The hunt for outdoor space, which has been a key theme throughout the pandemic, remains desirable in London but LCP says it is possibly a less important factor for buyers as the need to be close to work and enjoy a more social lifestyle resumes. The average premium paid for flats with a garden during the pandemic rose to 8% over flats without outdoor space compared to the 10-year average pre-pandemic of circa 5%. The latest data shows a peak and subsequent fall in the premium paid as location re-emerges as a key determinant. 

Andrew Weir, CEO at LCP, comments: “There are encouraging signs emerging within the PCL sales market. PCL is less affected by rising interest rates than the domestic market as most leverage taken is discretionary, and at the moment the flats market appears unaffected. More relevant for this market is the need to be close to work, even if only on a part time basis and the desire to enjoy the benefits of living in a lively and diverse city as restaurants, shops, theatres and museums, which has drawn back those that had opted for a more rural experience during the pandemic. This can be seen most clearly in the renewed interest in apartments, which have thus far continued to lag behind demand for houses. PCL continues to be seen as a desirable safe haven, with property a tangible asset that is a hedge against inflation. When this is combined with a low sterling exchange rate, the apartment market in PCL continues to offer attractive investment options. 

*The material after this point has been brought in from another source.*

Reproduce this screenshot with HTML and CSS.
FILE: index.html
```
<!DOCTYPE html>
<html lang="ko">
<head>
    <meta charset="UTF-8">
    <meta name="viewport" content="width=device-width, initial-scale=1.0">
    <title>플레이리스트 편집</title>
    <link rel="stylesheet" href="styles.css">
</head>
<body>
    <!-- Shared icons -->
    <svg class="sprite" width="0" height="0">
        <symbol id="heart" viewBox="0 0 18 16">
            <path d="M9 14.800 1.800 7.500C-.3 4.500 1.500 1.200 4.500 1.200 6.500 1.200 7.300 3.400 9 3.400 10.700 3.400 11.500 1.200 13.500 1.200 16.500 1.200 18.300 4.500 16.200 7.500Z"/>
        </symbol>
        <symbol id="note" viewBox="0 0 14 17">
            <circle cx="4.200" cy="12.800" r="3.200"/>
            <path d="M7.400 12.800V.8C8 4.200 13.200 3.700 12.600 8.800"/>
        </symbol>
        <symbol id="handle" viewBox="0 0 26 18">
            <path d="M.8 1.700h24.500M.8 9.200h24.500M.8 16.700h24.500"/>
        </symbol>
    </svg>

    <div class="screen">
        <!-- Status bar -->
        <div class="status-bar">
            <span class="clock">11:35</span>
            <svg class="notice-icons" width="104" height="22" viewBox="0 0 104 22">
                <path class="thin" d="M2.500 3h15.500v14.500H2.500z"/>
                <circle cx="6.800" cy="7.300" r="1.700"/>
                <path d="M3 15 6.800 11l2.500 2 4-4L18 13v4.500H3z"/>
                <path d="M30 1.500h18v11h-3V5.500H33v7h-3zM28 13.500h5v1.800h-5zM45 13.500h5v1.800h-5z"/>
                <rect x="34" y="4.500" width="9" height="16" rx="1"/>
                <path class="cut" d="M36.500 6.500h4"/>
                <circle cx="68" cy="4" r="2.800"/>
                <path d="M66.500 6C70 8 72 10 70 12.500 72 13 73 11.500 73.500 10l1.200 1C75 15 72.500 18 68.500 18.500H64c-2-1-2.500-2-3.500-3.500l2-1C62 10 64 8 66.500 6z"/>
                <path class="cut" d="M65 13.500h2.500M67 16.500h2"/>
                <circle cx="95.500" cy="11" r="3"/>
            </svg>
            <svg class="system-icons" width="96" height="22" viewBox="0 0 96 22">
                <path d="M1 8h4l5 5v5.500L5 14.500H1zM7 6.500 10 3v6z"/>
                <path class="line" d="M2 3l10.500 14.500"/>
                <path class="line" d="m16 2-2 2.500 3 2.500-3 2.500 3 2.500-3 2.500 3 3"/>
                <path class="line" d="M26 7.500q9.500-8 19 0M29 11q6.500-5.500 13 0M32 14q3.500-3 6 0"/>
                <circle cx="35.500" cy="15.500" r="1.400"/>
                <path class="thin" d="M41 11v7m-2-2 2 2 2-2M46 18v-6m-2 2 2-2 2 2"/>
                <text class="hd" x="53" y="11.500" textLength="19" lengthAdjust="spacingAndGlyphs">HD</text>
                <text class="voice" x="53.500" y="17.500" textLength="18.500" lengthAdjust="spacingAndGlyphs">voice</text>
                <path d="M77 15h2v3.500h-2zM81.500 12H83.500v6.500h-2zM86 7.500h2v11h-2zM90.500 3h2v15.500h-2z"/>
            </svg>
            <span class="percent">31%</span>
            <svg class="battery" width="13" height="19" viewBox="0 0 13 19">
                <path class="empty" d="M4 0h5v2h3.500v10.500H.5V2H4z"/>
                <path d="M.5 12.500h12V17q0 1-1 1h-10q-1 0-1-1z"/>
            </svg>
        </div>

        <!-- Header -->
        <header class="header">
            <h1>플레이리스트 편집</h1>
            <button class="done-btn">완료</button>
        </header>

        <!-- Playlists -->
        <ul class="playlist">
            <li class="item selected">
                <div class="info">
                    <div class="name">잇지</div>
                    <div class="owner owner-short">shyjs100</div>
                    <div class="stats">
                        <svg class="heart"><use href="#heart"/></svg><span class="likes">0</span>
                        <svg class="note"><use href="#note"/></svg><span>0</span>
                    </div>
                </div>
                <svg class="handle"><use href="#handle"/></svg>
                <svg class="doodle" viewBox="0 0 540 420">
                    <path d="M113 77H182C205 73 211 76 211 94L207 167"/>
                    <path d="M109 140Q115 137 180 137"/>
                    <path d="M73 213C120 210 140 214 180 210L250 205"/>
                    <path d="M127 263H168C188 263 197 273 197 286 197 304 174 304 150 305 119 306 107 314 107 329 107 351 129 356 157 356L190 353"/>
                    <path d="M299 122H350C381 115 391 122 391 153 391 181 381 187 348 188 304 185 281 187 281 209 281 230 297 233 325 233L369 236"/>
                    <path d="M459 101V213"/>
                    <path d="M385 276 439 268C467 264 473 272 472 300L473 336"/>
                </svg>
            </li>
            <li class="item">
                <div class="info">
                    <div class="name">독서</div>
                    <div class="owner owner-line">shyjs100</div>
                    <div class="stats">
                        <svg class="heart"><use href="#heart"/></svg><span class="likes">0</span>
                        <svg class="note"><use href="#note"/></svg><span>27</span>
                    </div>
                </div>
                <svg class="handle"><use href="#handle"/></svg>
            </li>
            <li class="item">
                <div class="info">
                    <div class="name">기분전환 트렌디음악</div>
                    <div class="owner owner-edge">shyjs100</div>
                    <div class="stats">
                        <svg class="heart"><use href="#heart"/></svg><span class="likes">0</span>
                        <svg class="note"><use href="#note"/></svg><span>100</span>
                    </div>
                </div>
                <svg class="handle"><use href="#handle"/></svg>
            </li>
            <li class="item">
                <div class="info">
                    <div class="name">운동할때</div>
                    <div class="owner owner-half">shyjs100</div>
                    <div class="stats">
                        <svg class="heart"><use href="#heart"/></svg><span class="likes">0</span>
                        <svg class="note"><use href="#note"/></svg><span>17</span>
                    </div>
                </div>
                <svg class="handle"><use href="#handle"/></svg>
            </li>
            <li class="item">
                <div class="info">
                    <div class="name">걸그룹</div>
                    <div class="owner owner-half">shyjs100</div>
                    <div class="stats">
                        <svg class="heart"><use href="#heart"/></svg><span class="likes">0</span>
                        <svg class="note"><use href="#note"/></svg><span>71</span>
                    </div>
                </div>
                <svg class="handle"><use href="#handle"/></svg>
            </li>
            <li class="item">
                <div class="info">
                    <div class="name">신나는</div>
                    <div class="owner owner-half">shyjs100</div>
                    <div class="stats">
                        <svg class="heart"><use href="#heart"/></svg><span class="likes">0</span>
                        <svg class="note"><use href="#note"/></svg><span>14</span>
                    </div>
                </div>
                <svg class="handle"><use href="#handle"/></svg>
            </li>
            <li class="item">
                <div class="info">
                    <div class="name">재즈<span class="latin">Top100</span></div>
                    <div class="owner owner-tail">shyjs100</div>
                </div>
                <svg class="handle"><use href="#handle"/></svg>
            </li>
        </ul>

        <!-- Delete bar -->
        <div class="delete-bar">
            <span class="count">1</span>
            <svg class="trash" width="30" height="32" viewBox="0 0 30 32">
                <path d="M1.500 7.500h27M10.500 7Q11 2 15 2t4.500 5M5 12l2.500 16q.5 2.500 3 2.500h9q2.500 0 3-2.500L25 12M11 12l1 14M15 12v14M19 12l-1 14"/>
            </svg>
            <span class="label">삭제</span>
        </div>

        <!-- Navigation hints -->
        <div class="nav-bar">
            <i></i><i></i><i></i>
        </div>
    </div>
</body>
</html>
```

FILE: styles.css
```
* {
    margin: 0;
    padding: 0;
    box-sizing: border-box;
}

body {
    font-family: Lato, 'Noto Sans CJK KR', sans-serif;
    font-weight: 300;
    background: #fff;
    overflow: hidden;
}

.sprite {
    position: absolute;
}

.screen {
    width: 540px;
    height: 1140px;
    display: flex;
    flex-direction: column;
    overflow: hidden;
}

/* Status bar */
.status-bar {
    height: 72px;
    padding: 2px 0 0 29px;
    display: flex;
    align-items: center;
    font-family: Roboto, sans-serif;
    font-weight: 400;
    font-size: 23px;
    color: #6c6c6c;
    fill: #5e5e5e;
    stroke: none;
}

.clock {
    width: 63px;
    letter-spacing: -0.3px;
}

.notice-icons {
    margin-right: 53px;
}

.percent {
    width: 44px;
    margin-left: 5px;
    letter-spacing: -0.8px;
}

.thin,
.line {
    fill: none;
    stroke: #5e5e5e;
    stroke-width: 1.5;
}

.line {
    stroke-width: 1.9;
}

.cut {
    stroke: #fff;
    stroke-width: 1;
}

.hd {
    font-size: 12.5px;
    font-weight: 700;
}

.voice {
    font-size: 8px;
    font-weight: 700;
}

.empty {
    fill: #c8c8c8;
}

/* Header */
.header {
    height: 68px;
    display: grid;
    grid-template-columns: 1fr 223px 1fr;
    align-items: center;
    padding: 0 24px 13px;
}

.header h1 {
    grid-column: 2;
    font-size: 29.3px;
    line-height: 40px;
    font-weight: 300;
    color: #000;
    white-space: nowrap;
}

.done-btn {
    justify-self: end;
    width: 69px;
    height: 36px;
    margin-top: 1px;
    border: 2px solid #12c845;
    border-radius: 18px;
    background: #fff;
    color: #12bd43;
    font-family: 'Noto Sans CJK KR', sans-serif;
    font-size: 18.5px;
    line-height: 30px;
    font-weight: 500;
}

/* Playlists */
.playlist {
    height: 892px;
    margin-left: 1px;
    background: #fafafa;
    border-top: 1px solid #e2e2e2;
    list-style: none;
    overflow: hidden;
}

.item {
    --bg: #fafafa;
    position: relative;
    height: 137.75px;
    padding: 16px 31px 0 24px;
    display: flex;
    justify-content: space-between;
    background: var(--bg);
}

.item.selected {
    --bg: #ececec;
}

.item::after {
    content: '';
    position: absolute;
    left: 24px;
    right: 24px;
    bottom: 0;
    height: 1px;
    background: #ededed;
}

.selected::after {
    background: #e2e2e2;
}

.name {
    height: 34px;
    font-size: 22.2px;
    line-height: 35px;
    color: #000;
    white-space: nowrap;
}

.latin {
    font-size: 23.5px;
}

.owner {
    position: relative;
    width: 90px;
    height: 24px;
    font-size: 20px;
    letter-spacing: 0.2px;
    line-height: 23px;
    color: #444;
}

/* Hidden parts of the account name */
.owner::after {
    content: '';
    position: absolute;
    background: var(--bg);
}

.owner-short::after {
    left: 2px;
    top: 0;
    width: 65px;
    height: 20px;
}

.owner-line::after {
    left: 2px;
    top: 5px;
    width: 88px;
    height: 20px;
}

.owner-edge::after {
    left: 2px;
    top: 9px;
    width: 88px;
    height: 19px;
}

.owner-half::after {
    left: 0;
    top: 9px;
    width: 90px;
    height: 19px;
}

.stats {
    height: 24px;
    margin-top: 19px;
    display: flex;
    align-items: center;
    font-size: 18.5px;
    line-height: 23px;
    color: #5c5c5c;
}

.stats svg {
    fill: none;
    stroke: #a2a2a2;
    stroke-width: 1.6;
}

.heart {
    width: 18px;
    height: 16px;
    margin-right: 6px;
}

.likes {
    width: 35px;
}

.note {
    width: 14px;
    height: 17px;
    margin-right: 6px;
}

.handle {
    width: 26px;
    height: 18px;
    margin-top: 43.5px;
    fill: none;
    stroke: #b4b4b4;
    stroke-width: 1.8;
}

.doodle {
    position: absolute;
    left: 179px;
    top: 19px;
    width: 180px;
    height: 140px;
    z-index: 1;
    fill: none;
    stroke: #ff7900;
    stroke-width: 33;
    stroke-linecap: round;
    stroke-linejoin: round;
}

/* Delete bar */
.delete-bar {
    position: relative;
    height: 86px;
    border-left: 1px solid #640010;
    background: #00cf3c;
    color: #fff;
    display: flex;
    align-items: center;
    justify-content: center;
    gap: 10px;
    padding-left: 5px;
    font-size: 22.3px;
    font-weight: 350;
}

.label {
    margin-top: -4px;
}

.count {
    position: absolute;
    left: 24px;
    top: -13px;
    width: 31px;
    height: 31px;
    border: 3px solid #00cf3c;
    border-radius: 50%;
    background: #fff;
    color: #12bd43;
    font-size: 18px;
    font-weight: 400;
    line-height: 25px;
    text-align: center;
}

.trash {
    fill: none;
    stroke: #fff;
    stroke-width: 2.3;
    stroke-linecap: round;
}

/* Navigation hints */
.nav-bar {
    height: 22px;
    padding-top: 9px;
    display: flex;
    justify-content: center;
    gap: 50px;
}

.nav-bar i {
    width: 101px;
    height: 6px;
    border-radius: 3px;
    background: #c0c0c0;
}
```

“For prospective buyers these built-in attractions of the capital are often the same reasons that sellers can be reluctant to part company with an asset capable of inflating at speed when strong market conditions return. The market does however continue to be nuanced with investor sentiment generally suppressed due to global uncertainties, with only the very best property attracting full value as price sensitivity continues to be a theme across all segments.” 

Not just rich Russians
Despite Brexit and the loss of Russian custom, the super-rich are once more piling into PCL property, spending more than £1bn in the first six months of this year just on homes valued in excess of £10m (61 properties in total, which is the highest number in the first half of the year for more than a decade). 

According to Land Registry filings analysed by property service LonRes, several homes have sold for more than £40m this year. Anthony Payne, managing director at LonRes, said there was “a hell of a lot of money around chasing very few properties, and of course that is pumping up prices.” 

He said that the drop in the value of the pound, which has fallen by 11% since the start of the year to $1.20, had attracted overseas buyers looking for a deal. Payne reportedly added: “The rich have a lot of money at the moment. Governments have thrown in huge liquidity, and whilst a lot of people are in pain financially, a lot of rich people have a lot of money to spend. They want to put it into property, and lock in while interest rates are low.” 

However, another reason for the latest rush to buy in London could be new rules, coming into force on 1 August, which will force overseas buyers to declare their ownership with Companies House.